Transcript
Narrator/Host (0:00)
Have you ever wanted to text Ebenezer Scrooge? Well, now's your chance. Text Scrooge to 914914 and get free episodes of A Christmas Carol every day of Advent. Text Scrooge to 914-914.
Announcer (0:18)
The merry beggars at relevant radio present.
Announcer (0:27)
Episode 6. Jacob mar.
Narrator/Reader (0:41)
Up Scrooge went, not caring a button for that. Darkness is cheap, and Scrooge liked it. Before Scrooge shut his heavy door, he walked through his rooms to see that all was right. He had just enough recollection of Marley's face to desire to do that.
Scrooge (0:56)
It couldn't have been Marley. Marley's dead. Marley's dead. It was just the door knocker. Need to get it replaced. This is outrageous. Everything seems normal. Everything seems all right.
Narrator/Reader (1:13)
What's that?
Scrooge (1:15)
That's nothing.
Narrator/Reader (1:16)
Scrooge went through the sitting room. Bedroom, lumber room.
Scrooge (1:20)
Ridiculous.
Narrator/Reader (1:21)
All as they should be.
Narrator/Host (1:22)
Yes.
Narrator/Reader (1:22)
Nobody under the table, Nobody under the sofa. A small fire in the grate. Spoon and basin ready, and a little saucepan of gruel.

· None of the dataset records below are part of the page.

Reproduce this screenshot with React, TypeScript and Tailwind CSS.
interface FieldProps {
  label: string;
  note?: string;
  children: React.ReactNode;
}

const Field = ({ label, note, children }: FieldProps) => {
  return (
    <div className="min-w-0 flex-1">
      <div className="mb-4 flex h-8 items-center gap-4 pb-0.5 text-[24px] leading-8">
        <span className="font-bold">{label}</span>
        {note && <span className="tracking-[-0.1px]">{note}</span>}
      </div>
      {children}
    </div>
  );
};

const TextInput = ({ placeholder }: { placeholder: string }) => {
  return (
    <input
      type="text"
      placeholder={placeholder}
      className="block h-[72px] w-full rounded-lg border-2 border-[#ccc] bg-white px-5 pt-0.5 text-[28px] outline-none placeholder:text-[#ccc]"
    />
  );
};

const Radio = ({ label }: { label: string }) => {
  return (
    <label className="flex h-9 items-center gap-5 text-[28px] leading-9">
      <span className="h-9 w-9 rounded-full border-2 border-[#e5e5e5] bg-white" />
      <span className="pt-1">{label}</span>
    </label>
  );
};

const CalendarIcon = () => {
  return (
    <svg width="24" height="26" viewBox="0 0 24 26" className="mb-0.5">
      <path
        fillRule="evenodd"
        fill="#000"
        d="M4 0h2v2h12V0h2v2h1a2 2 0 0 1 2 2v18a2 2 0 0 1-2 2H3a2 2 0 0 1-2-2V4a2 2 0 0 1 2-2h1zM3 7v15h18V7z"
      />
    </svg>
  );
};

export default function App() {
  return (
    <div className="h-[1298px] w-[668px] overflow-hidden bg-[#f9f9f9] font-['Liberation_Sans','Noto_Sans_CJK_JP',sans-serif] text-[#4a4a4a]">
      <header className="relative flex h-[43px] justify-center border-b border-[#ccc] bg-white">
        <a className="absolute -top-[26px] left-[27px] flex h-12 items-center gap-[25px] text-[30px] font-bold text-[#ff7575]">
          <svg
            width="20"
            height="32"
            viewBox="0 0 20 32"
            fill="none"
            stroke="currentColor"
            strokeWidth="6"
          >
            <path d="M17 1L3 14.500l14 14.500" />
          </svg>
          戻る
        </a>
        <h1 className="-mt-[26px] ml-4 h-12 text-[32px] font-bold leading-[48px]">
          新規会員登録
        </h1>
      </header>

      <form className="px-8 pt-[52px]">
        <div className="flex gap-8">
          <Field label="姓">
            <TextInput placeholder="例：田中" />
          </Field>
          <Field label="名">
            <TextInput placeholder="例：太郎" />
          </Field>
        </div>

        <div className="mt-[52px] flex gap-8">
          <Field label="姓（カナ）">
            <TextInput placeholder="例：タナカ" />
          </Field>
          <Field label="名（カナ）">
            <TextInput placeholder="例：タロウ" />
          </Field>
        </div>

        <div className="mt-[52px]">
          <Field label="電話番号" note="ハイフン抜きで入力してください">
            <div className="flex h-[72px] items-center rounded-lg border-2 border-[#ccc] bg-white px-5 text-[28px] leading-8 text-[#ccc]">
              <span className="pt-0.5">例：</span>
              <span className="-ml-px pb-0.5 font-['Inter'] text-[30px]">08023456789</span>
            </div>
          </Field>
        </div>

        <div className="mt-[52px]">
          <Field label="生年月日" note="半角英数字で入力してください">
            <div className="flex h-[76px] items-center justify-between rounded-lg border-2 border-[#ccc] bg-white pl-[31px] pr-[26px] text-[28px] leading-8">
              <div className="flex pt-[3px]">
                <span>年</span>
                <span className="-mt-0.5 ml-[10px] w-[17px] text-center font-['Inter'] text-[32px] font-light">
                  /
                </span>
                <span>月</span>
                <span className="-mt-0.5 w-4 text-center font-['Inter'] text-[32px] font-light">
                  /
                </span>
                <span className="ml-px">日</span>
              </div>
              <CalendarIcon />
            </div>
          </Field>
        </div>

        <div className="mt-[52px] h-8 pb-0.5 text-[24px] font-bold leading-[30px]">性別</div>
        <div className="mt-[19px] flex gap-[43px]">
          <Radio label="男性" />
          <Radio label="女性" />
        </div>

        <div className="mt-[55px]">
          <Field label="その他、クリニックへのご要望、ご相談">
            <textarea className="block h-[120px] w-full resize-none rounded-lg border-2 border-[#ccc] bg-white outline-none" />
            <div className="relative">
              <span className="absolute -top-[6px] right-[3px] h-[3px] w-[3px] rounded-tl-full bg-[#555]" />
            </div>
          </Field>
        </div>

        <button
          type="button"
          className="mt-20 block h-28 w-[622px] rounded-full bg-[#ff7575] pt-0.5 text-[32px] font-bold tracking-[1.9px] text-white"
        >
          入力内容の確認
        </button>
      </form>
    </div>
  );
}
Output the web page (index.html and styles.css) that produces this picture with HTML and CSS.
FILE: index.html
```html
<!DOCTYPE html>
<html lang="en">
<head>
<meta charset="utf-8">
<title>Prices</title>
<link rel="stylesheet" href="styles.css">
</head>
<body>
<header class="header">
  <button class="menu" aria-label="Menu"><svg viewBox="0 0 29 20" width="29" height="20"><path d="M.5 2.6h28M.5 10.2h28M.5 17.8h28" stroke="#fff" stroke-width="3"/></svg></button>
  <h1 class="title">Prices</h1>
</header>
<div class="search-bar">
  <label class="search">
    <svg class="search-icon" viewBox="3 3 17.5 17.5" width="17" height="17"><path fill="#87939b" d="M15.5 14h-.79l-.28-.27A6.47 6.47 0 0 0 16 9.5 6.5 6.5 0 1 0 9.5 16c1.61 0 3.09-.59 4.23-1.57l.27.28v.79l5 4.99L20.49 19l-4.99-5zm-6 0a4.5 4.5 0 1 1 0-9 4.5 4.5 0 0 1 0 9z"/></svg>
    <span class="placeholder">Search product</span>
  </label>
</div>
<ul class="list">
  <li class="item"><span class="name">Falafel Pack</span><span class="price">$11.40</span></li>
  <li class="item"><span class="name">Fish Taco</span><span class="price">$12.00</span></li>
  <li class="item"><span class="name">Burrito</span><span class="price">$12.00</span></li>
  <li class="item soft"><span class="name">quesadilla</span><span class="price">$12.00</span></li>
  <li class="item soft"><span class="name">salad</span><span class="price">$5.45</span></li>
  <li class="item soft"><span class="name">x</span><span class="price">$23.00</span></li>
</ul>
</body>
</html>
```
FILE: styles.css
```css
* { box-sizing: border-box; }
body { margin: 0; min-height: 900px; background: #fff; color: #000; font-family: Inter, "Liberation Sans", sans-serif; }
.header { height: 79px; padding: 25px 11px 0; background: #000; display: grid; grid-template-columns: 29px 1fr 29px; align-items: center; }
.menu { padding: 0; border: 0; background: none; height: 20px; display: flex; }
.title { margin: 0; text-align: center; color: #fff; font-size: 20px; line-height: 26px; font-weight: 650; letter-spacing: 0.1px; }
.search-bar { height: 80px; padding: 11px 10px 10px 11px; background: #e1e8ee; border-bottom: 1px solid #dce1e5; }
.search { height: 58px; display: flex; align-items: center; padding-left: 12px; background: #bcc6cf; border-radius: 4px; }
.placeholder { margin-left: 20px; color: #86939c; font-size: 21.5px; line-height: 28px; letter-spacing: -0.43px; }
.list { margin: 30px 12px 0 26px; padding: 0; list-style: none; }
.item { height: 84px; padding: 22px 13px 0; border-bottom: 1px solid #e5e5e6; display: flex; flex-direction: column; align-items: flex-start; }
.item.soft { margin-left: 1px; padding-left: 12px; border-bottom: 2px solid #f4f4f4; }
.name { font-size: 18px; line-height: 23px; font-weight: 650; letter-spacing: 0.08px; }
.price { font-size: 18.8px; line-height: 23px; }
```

Scrooge had a cold in his head upon the hob. Nobody under the bed.
Narrator/Reader (1:38)
Nobody in the closet, Nobody in his dressing gown, which was hanging up in a suspicious attitude against the wall. Lumber room as usual. Old fire guard, old shoes, two fish baskets, Washing stand on three legs and a poker.
Scrooge (1:55)
Everything is to rights as I left it this morning.
Narrator/Reader (1:58)
Quite satisfied, he closed his door and locked himself in. Double locked himself in, which was not his custom. Thus secured against surprise, he took off his cravat, put on his dressing gown and slippers and his nightcap, and sat down before the fire to take his gruel. It was a very low fire indeed. Nothing on such a bitter night. He was obliged to sit close to it and brood over it before he could extract the least sensation of warmth from such a handful of fuel. The fireplace was an old one, built by some Dutch merchant long ago and paved all round with quaint Dutch tiles designed to illustrate the Scriptures. There were Cains and Abels, Pharaoh's daughters, Queens of Sheba, angelic messengers descending through the air on clouds like featherbeds. Abrahams, Belshazzars, apostles putting off to sea in butterboats. Hundreds of figures to attract his thoughts. And yet that face of Mali, seven years dead, came like the ancient prophet's rod and swallowed up the whole. If each smooth tile had been a blank at first, with power to shape some picture on its surface, from the disjointed fragments of Scrooge's thoughts, there would have been a copy of Old Marley's head on every one.